Give a count of the lines below that have the string "this" in them, with no other words.
────
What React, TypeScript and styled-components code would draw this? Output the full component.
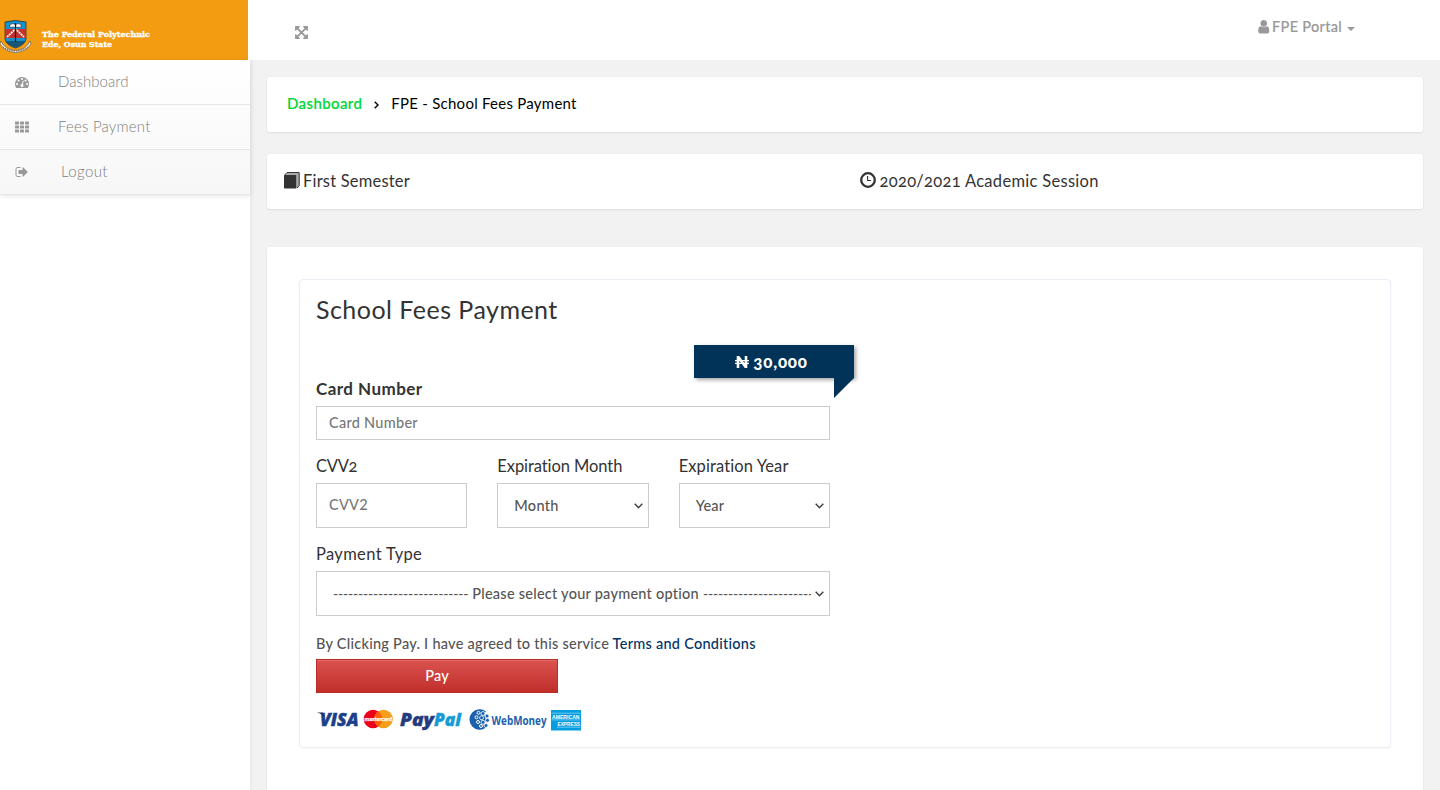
import React from "react";
import styled, { createGlobalStyle } from "styled-components";

const GlobalStyle = createGlobalStyle`
  * { box-sizing: border-box; }
  html, body { margin: 0; height: 100%; overflow: hidden; }
  body { background: #fff; color: #333; font-family: Lato, "Liberation Sans", sans-serif; font-size: 14px; }
`;

const Page = styled.div`
  display: grid;
  grid-template-columns: 250px 1fr;
  grid-template-rows: 60px 1fr;
  height: 790px;
  overflow: hidden;
`;
const TopBar = styled.header`
  grid-column: 1 / 3;
  display: flex;
  background: #fff;
`;
const Brand = styled.div`
  width: 248px;
  height: 60px;
  background: #f39c12;
  padding-top: 19px;
`;
const TopTools = styled.div`
  flex: 1;
  display: flex;
  justify-content: space-between;
  padding: 0 85px 0 46px;
  color: #999;
`;
const ExpandButton = styled.span`
  display: flex;
  padding-top: 25px;
`;
const UserMenu = styled.span`
  display: flex;
  align-items: center;
  height: 54px;
`;
const UserName = styled.span`
  margin: 0 5px 2px 1px;
  font-size: 14.5px;
  font-weight: 500;
  -webkit-text-stroke: 0.15px #999;
  letter-spacing: 0.3px;
`;
const Caret = styled.span`
  margin-top: 4px;
  border: 4px solid transparent;
  border-top-color: #999;
  border-bottom: 0;
`;
const Sidebar = styled.nav`
  background: #fff;
  box-shadow: 1px 0 5px rgba(0, 0, 0, 0.05);
  z-index: 1;
`;
const Menu = styled.div`
  background: linear-gradient(#fff, #f7f7f7);
  box-shadow: 0 1px 5px rgba(0, 0, 0, 0.1);
  clip-path: inset(0 -6px -8px 0);
`;
const MenuItem = styled.a`
  display: flex;
  align-items: center;
  height: 45px;
  padding-left: 15px;
  border-bottom: 1px solid #e7e7e7;
  color: #999;
`;
const MenuIcon = styled.span`
  display: flex;
  width: 43px;
`;
const MenuText = styled.span<{ $indent?: number; $track: number }>`
  margin: 0 0 2px ${(p) => p.$indent ?? 0}px;
  font-size: 15px;
  font-weight: 300;
  color: #808080;
  letter-spacing: ${(p) => p.$track}px;
`;
const Content = styled.main`
  background: #f2f2f2;
  padding: 17px 17px 0;
  overflow: hidden;
`;
const Card = styled.section`
  background: #fff;
  border-radius: 3px;
  box-shadow: 0 0 1px #dfe5f5, 0 1px 2px rgba(0, 0, 0, 0.09);
`;
const Crumbs = styled(Card)`
  display: flex;
  align-items: center;
  height: 55px;
  padding: 0 20px 4px;
  color: #000;
  font-size: 15px;
`;
const CrumbLink = styled.a`
  color: #00d735;
  font-weight: 500;
  -webkit-text-stroke: 0.2px #00d735;
  letter-spacing: 0.4px;
`;
const CrumbArrow = styled.svg`
  margin: 5px 12px 0 12px;
`;
const CrumbText = styled.span`
  letter-spacing: 0.25px;
`;
const Info = styled(Card)`
  display: grid;
  grid-template-columns: 1fr 1fr;
  height: 55px;
  margin-top: 22px;
  padding-left: 17px;
`;
const InfoItem = styled.div<{ $track: number }>`
  display: flex;
  align-items: center;
  gap: 3px;
  padding-bottom: 1px;
  font-size: 16.5px;
  letter-spacing: ${(p) => p.$track}px;
  font-variant-numeric: oldstyle-nums;
  svg { margin-bottom: 2px; }
  &:last-child { padding-left: 6px; gap: 4px; }
`;
const Main = styled(Card)`
  margin-top: 38px;
  height: 560px;
  padding: 32px;
`;
const Panel = styled.div`
  height: 469px;
  border: 1px solid #ecedf5;
  border-radius: 4px;
  box-shadow: 0 1px 2px rgba(0, 0, 0, 0.04);
  padding: 0 16px;
`;
const Title = styled.h3`
  margin: 0;
  padding-top: 14px;
  height: 65px;
  font-size: 25px;
  line-height: 30px;
  font-weight: 400;
  letter-spacing: 0.47px;
`;
const Form = styled.form`
  display: flex;
  flex-direction: column;
  width: 514px;
`;
const Ribbon = styled.div`
  position: relative;
  align-self: flex-end;
  margin-right: -24px;
  width: 160px;
  height: 33px;
  background: #003357;
  color: #fff;
  box-shadow: 2px 2px 4px rgba(0, 0, 0, 0.35);
  display: flex;
  align-items: center;
  justify-content: center;
  padding: 0 5px 0 0;
  font-size: 17px;
  font-weight: 900;
  font-variant-numeric: oldstyle-nums;
  gap: 4px;
  letter-spacing: 0.75px;
  &::after {
    content: "";
    position: absolute;
    top: 33px;
    right: 0;
    border-style: solid;
    border-width: 20px 20px 0 0;
    border-color: #003357 transparent transparent;
  }
`;
const Label = styled.label<{ $bold?: boolean; $track: number }>`
  display: block;
  height: 28px;
  line-height: 22px;
  font-size: ${(p) => (p.$bold ? 17 : 16.5)}px;
  font-weight: ${(p) => (p.$bold ? 700 : 400)};
  letter-spacing: ${(p) => p.$track}px;
  font-variant-numeric: oldstyle-nums;
  white-space: nowrap;
`;
const Input = styled.input<{ $h: number }>`
  display: block;
  width: 100%;
  height: ${(p) => p.$h}px;
  padding: 5px 12px 7px;
  border: 1px solid #ccc;
  border-radius: 0;
  font: 500 14.5px Lato, sans-serif;
  letter-spacing: 0.27px;
  &::placeholder { color: #777; }
`;
const SelectBox = styled.div`
  display: flex;
  align-items: center;
  justify-content: space-between;
  height: 45px;
  padding: 0 5px 1px 16px;
  border: 1px solid #ccc;
  background: #fff;
  color: #555;
  font-size: 14.5px;
  font-weight: 500;
  letter-spacing: 0.25px;
  svg { flex: none; margin-top: 2px; }
`;
const SelectValue = styled.span`
  display: flex;
  gap: 4px;
  max-width: 478px;
  overflow: hidden;
  white-space: nowrap;
`;
const Dashes = styled.span`
  font-size: 14px;
  letter-spacing: -0.2px;
`;
const Columns = styled.div`
  display: grid;
  grid-template-columns: repeat(3, 1fr);
  gap: 30px;
  margin: 15px 0;
`;
const Agreement = styled.p`
  margin: 18px 0 5px;
  font-size: 14.5px;
  line-height: 20px;
  color: #555;
  font-weight: 500;
  letter-spacing: 0.26px;
  white-space: nowrap;
  a { color: #003366; }
`;
const PayButton = styled.button`
  width: 242px;
  height: 34px;
  border: 1px solid #b92c28;
  border-radius: 0;
  background: linear-gradient(#d9534f, #c12e2a);
  box-shadow: inset 0 1px 0 rgba(255, 255, 255, 0.15);
  color: #fff;
  padding-bottom: 3px;
  font: 500 14.5px Lato, sans-serif;
  letter-spacing: 0.2px;
`;
const CardLogos = styled.svg`
  display: block;
  margin-top: 15px;
`;

const paths = {
  user: "M1536 1399q0 109-62.5 187t-150.5 78h-854q-88 0-150.5-78t-62.5-187q0-85 8.5-160.5t31.5-152 58.5-131 94-89 134.5-34.5q131 128 313 128t313-128q76 0 134.5 34.5t94 89 58.5 131 31.5 152 8.5 160.5zm-256-887q0 159-112.5 271.5t-271.5 112.5-271.5-112.5-112.5-271.5 112.5-271.5 271.5-112.5 271.5 112.5 112.5 271.5z",
  logout: "M704 1440q0 4 1 20t.5 26.5-3 23.5-10 19.5-20.5 6.5h-320q-119 0-203.5-84.5t-84.5-203.5v-704q0-119 84.5-203.5t203.5-84.5h320q13 0 22.5 9.5t9.5 22.5q0 4 1 20t.5 26.5-3 23.5-10 19.5-20.5 6.5h-320q-66 0-113 47t-47 113v704q0 66 47 113t113 47h312l11.5 1 11.5 3 8 5.5 7 9 2 13.5zm928-544q0 26-19 45l-544 544q-19 19-45 19t-45-19-19-45v-288h-448q-26 0-45-19t-19-45v-384q0-26 19-45t45-19h448v-288q0-26 19-45t45-19 45 19l544 544q19 19 19 45z",
  gauge: "M384 1152q0-53-37.5-90.5t-90.5-37.5-90.5 37.5-37.5 90.5 37.5 90.5 90.5 37.5 90.5-37.5 37.5-90.5zm192-448q0-53-37.5-90.5t-90.5-37.5-90.5 37.5-37.5 90.5 37.5 90.5 90.5 37.5 90.5-37.5 37.5-90.5zm428 481l101-382q6-26-7.5-48.5t-38.5-29.5-48 6.5-30 39.5l-101 382q-60 5-107 43.5t-63 98.5q-20 77 20 146t117 89 146-20 89-117q16-60-6-117t-72-91zm660-33q0-53-37.5-90.5t-90.5-37.5-90.5 37.5-37.5 90.5 37.5 90.5 90.5 37.5 90.5-37.5 37.5-90.5zm-640-640q0-53-37.5-90.5t-90.5-37.5-90.5 37.5-37.5 90.5 37.5 90.5 90.5 37.5 90.5-37.5 37.5-90.5zm448 192q0-53-37.5-90.5t-90.5-37.5-90.5 37.5-37.5 90.5 37.5 90.5 90.5 37.5 90.5-37.5 37.5-90.5zm320 448q0 261-141 483-19 29-54 29h-1402q-35 0-54-29-141-221-141-483 0-182 71-348t191-286 286-191 348-71 348 71 286 191 191 286 71 348z",
  expand: "M1411 541l-355 355 355 355 144-144q29-31 70-14 39 17 39 59v448q0 26-19 45t-45 19h-448q-42 0-59-40-17-39 14-69l144-144-355-355-355 355 144 144q31 30 14 69-17 40-59 40h-448q-26 0-45-19t-19-45v-448q0-42 40-59 39-17 69 14l144 144 355-355-355-355-144 144q-19 19-45 19-12 0-24-5-40-17-40-59v-448q0-26 19-45t45-19h448q42 0 59 40 17 39-14 69l-144 144 355 355 355-355-144-144q-31-30-14-69 17-40 59-40h448q26 0 45 19t19 45v448q0 42-39 59-13 5-25 5-26 0-45-19z",
};

const Glyph = ({ name, size = 14 }: { name: keyof typeof paths; size?: number }) => (
  <svg width={size} height={size} viewBox="0 0 1792 1792" fill="currentColor">
    <path d={paths[name]} />
  </svg>
);

const GridGlyph = () => (
  <svg width="14" height="12" viewBox="0 0 14 12" fill="currentColor">
    {[0, 4, 8].map((y) => [0, 5, 10].map((x) => <rect key={`${x}-${y}`} x={x} y={y + 0.5} width="4" height="3" rx="0.6" />))}
  </svg>
);

const BookGlyph = () => (
  <svg width="16" height="17" viewBox="0 0 16 17">
    <path d="M3.2 0.5H15.2V13.5L12.5 16.5V3.5H0.5Z" fill="#aaa" />
    <path d="M0.5 3.2L3 0.5H15.2V13.6L13 16" fill="none" stroke="#333" />
    <rect y="3" width="12.4" height="13.5" rx="0.7" fill="#333" />
  </svg>
);

const ClockGlyph = () => (
  <svg width="16" height="16" viewBox="0 0 16 16" fill="none" stroke="#333">
    <circle cx="8" cy="8" r="6.8" strokeWidth="2.3" />
    <path d="M7.6 4V8.5H11" strokeWidth="1.1" />
  </svg>
);

const Chevron = () => (
  <svg width="9" height="6" viewBox="0 0 9 6" fill="none" stroke="#444" strokeWidth="1.5">
    <path d="M0.7 0.8L4.500 4.700L8.300 0.8" />
  </svg>
);

const Select = ({ children }: { children: React.ReactNode }) => (
  <SelectBox role="combobox">
    <SelectValue>{children}</SelectValue>
    <Chevron />
  </SelectBox>
);

const BrandMark = () => (
  <svg width="160" height="36" viewBox="0 0 160 36">
    <path d="M1 22Q5 31 15.500 31.500Q26 31 30 22L31 25Q26 33 15.500 33.500Q5 33 0 25Z" fill="#eee" stroke="#6b5a45" strokeWidth="0.7" />
    <path d="M3 28Q15 36 28 28" fill="none" stroke="#444" strokeWidth="1" strokeDasharray="1 1.300" />
    <path d="M5 3Q15 0 26 3V20Q25 26 15.500 29Q6 26 5 20Z" fill="#1491cf" stroke="#263238" strokeWidth="0.8" />
    <path d="M5.400 10H25.600V19H5.400Z" fill="#c8322d" />
    <path d="M7 18L15.500 10L24 18" fill="none" stroke="#fff" strokeWidth="1.700" strokeDasharray="2 0.700" />
    <path d="M5.800 22H25.200Q23 26 15.500 28.500Q8 26 5.800 22Z" fill="#175675" />
    <path d="M10 5.500Q13 4 15.500 5.500Q18 4 21 5.500V8.500Q18 7.500 15.500 8.500Q13 7.500 10 8.500Z" fill="#fff" stroke="#222" strokeWidth="0.500" />
    <path d="M15.500 4V23" stroke="#171b20" strokeWidth="1.300" />
    <g fill="#fff" stroke="#fff" strokeWidth="0.35" fontFamily="'DejaVu Serif', serif" fontWeight="700" fontSize="8">
      <text x="42" y="18" textLength="108" lengthAdjust="spacingAndGlyphs">The Federal Polytechnic</text>
      <text x="42" y="28" textLength="70" lengthAdjust="spacingAndGlyphs">Ede, Osun State</text>
    </g>
  </svg>
);

const PaymentLogos = () => (
  <CardLogos width="266" height="24" viewBox="0 0 266 24">
    <g fontFamily="'Open Sans', sans-serif" fontStyle="italic" fontWeight="800">
      <text x="4" y="18" fontSize="17.500" fill="#1c3f8b" stroke="#1c3f8b" strokeWidth="0.5" textLength="38.500" lengthAdjust="spacingAndGlyphs">VISA</text>
      <path d="M0.500 4.500H7L9 9Q5 5 0.500 4.500Z" fill="#1c2e70" />
      <text x="84" y="17.500" fontSize="17" fill="#253b80" stroke="#253b80" strokeWidth="0.4" textLength="34" lengthAdjust="spacingAndGlyphs">Pay</text>
      <text x="118" y="17.500" fontSize="17" fill="#179bd7" stroke="#179bd7" strokeWidth="0.4" textLength="27" lengthAdjust="spacingAndGlyphs">Pal</text>
    </g>
    <circle cx="57" cy="11" r="9.300" fill="#eb001b" />
    <circle cx="67.500" cy="11" r="9.300" fill="#f79e1b" />
    <path d="M62.250 3.300A9.300 9.300 0 0 1 62.250 18.700A9.300 9.300 0 0 1 62.250 3.300Z" fill="#ff5f00" />
    <text x="48.500" y="13" fontSize="5.500" fontWeight="700" fontFamily="Lato" fill="#fff" stroke="#fff" strokeWidth="0.25" textLength="27.500" lengthAdjust="spacingAndGlyphs">mastercard</text>
    <path d="M170 3.500A10.200 10.200 0 1 0 170 19.500L167.500 17Q172 12 167.500 6Z" fill="#1b61ad" />
    <g fill="none" stroke="#fff" strokeWidth="1">
      <circle cx="162.500" cy="4.800" r="1.500" />
      <circle cx="160.500" cy="9.300" r="1.500" />
      <circle cx="162" cy="14" r="1.500" />
      <circle cx="165" cy="18" r="1.500" />
    </g>
    <g fill="#1b61ad" stroke="#fff" strokeWidth="0.8">
      <circle cx="167" cy="5.500" r="2" />
      <circle cx="165.500" cy="9.800" r="2" />
      <circle cx="167" cy="14.300" r="2" />
      <circle cx="171" cy="8" r="2" />
      <circle cx="171.500" cy="12.300" r="2" />
      <circle cx="170" cy="17.500" r="2" />
    </g>
    <text x="175.500" y="16.500" fontSize="12.500" fontWeight="700" fontFamily="'Open Sans', sans-serif" fill="#1b5fae" textLength="55" lengthAdjust="spacingAndGlyphs">WebMoney</text>
    <rect x="235" y="2" width="30" height="20.500" fill="#069de0" />
    <g fill="#fff" fontFamily="'Liberation Sans'" fontWeight="700" fontSize="5.500">
      <text x="236" y="10.500" textLength="27.500" lengthAdjust="spacingAndGlyphs">AMERICAN</text>
      <text x="241.500" y="17.800" textLength="22.500" lengthAdjust="spacingAndGlyphs">EXPRESS</text>
    </g>
    <path d="M235.500 5.200H264.500M235.500 11.900H264.500M241 19.200H264.500" stroke="#d5effa" strokeWidth="0.5" />
  </CardLogos>
);

const dashes = "-".repeat(27);

export default function App() {
  return (
    <Page>
      <GlobalStyle />
      <TopBar>
        <Brand><BrandMark /></Brand>
        <TopTools>
          <ExpandButton><Glyph name="expand" size={15} /></ExpandButton>
          <UserMenu>
            <Glyph name="user" size={15.5} />
            <UserName>FPE Portal</UserName>
            <Caret />
          </UserMenu>
        </TopTools>
      </TopBar>
      <Sidebar>
        <Menu>
          <MenuItem><MenuIcon><Glyph name="gauge" /></MenuIcon><MenuText $track={0.05}>Dashboard</MenuText></MenuItem>
          <MenuItem><MenuIcon><GridGlyph /></MenuIcon><MenuText $track={0.19}>Fees Payment</MenuText></MenuItem>
          <MenuItem><MenuIcon><Glyph name="logout" /></MenuIcon><MenuText $indent={3} $track={0.4}>Logout</MenuText></MenuItem>
        </Menu>
      </Sidebar>
      <Content>
        <Crumbs>
          <CrumbLink>Dashboard</CrumbLink>
          <CrumbArrow width="5" height="8" viewBox="0 0 5 8" fill="none" stroke="#000" strokeWidth="1.4"><path d="M0.700 0.700L4 4L0.700 7.300" /></CrumbArrow>
          <CrumbText>FPE - School Fees Payment</CrumbText>
        </Crumbs>
        <Info>
          <InfoItem $track={0.2}><BookGlyph /><span>First Semester</span></InfoItem>
          <InfoItem $track={0.3}><ClockGlyph /><span>2020/2021 Academic Session</span></InfoItem>
        </Info>
        <Main>
          <Panel>
            <Title>School Fees Payment</Title>
            <Form>
              <Ribbon>
                <svg width="14" height="12" viewBox="0 0 14 12" fill="none" stroke="#fff">
                  <path d="M3 12V0.500L11 11.500V0" strokeWidth="2.600" />
                  <path d="M0 4.700H14M0 7.300H14" strokeWidth="1.200" />
                </svg>
                <span>30,000</span>
              </Ribbon>
              <Label $bold $track={0.45}>Card Number</Label>
              <Input $h={34} placeholder="Card Number" />
              <Columns>
                <div><Label $track={-0.25}>CVV2</Label><Input $h={45} placeholder="CVV2" /></div>
                <div><Label $track={-0.08}>Expiration Month</Label><Select>Month</Select></div>
                <div><Label $track={0.1}>Expiration Year</Label><Select>Year</Select></div>
              </Columns>
              <Label $track={0.35}>Payment Type</Label>
              <Select>
                <Dashes>{dashes}</Dashes>
                <span>Please select your payment option</span>
                <Dashes>{dashes}</Dashes>
              </Select>
              <Agreement>By Clicking Pay. I have agreed to this service <a>Terms and Conditions</a></Agreement>
              <PayButton type="button">Pay</PayButton>
              <PaymentLogos />
            </Form>
          </Panel>
        </Main>
      </Content>
    </Page>
  );
}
────
ANSWER TO THE TASK -
2